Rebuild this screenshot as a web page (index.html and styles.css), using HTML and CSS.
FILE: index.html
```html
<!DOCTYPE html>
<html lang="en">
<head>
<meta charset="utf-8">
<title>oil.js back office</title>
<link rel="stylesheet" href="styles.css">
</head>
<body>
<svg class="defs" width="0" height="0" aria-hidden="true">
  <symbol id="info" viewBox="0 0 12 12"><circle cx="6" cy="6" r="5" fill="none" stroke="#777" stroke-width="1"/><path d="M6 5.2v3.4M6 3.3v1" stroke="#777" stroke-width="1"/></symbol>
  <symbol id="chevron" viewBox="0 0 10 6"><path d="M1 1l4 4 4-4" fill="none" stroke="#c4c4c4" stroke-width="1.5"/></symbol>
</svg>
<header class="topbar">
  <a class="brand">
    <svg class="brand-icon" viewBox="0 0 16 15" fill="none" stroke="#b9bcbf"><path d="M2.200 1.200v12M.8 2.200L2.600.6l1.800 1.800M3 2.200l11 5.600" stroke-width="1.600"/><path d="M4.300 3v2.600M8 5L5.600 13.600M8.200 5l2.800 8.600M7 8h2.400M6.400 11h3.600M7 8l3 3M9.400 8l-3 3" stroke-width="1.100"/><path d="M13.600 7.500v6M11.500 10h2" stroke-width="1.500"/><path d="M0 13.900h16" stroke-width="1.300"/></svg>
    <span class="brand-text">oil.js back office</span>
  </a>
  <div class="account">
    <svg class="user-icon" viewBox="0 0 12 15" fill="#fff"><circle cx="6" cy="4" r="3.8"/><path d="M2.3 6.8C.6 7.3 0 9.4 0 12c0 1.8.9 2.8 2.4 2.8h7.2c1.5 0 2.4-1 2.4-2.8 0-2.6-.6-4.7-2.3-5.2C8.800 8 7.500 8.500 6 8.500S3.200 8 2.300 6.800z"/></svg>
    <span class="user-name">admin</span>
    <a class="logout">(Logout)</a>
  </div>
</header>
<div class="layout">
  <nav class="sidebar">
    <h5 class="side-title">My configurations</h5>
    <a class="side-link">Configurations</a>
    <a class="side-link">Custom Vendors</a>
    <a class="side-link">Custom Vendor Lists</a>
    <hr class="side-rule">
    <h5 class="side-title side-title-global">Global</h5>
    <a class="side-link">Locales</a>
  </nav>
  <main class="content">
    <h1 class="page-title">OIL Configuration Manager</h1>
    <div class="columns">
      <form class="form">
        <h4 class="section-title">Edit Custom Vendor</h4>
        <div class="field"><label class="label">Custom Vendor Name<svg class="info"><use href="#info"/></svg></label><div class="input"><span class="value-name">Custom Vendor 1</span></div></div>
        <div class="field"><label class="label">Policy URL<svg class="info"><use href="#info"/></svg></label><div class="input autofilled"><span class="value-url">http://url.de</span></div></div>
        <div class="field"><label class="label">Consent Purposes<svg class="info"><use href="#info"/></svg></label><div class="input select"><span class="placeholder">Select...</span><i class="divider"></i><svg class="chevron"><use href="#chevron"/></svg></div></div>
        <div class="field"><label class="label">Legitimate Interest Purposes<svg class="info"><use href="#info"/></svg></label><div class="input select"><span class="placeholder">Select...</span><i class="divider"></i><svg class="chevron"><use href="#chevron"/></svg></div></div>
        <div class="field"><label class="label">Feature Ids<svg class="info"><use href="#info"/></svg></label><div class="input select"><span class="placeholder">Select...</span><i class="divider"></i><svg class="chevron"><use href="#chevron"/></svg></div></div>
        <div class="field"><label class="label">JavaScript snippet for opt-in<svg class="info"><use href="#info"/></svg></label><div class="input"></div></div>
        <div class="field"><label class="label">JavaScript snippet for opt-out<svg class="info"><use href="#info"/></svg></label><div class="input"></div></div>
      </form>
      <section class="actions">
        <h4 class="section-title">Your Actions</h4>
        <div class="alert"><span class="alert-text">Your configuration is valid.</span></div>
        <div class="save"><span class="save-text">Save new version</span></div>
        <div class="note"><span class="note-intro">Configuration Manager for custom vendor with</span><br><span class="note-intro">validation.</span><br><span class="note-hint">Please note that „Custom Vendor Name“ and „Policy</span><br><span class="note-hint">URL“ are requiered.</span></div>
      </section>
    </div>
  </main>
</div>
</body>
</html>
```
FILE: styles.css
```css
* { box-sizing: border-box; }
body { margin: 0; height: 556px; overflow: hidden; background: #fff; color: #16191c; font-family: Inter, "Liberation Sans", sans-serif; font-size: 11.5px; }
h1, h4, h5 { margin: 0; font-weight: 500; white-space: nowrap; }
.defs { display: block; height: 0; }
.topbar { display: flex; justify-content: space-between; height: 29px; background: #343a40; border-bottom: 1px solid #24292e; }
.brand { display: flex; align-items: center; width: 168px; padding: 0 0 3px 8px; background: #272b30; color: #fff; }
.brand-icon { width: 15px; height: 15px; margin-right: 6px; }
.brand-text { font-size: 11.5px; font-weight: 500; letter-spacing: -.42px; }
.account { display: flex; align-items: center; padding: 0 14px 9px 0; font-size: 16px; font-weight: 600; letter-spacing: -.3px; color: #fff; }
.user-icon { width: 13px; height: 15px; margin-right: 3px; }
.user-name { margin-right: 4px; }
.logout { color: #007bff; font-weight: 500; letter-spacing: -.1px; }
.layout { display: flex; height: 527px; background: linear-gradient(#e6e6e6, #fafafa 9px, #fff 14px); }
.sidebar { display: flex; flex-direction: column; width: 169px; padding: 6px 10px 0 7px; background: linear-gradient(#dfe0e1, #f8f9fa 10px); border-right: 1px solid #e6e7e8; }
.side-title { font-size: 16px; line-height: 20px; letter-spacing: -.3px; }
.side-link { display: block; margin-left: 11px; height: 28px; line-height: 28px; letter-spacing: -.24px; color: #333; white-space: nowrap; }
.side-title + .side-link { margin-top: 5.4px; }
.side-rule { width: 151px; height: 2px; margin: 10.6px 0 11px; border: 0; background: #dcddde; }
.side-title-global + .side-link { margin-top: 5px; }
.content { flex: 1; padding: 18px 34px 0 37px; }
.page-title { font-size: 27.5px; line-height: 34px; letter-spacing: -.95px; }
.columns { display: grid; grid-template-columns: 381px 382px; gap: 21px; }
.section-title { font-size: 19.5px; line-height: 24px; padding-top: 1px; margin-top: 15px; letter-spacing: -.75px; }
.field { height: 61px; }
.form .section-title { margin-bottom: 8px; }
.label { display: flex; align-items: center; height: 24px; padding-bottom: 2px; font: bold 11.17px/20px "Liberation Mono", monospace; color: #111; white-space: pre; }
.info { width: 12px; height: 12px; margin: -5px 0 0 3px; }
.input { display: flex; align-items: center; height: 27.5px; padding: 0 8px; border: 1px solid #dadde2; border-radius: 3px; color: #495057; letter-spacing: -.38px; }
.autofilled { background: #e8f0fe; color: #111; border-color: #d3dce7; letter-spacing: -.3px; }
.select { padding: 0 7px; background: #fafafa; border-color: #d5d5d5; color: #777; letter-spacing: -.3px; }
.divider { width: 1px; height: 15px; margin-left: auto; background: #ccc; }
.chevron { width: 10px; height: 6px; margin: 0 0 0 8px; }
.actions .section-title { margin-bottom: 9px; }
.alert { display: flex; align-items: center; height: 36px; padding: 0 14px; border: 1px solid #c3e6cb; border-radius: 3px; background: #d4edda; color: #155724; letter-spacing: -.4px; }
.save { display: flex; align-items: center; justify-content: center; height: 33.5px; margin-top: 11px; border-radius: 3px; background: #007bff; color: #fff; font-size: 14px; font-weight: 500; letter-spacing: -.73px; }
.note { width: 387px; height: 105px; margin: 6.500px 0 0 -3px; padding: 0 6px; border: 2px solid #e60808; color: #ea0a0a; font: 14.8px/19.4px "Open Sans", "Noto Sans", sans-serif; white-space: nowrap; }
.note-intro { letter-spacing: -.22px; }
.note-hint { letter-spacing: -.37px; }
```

§ **WORK REQUIRED**:
Show the lines of the material that contain the word "index".

§ **FINISHED EXERCISE**:
Rebuild this screenshot as a web page (index.html and styles.css), using HTML and CSS.
FILE: index.html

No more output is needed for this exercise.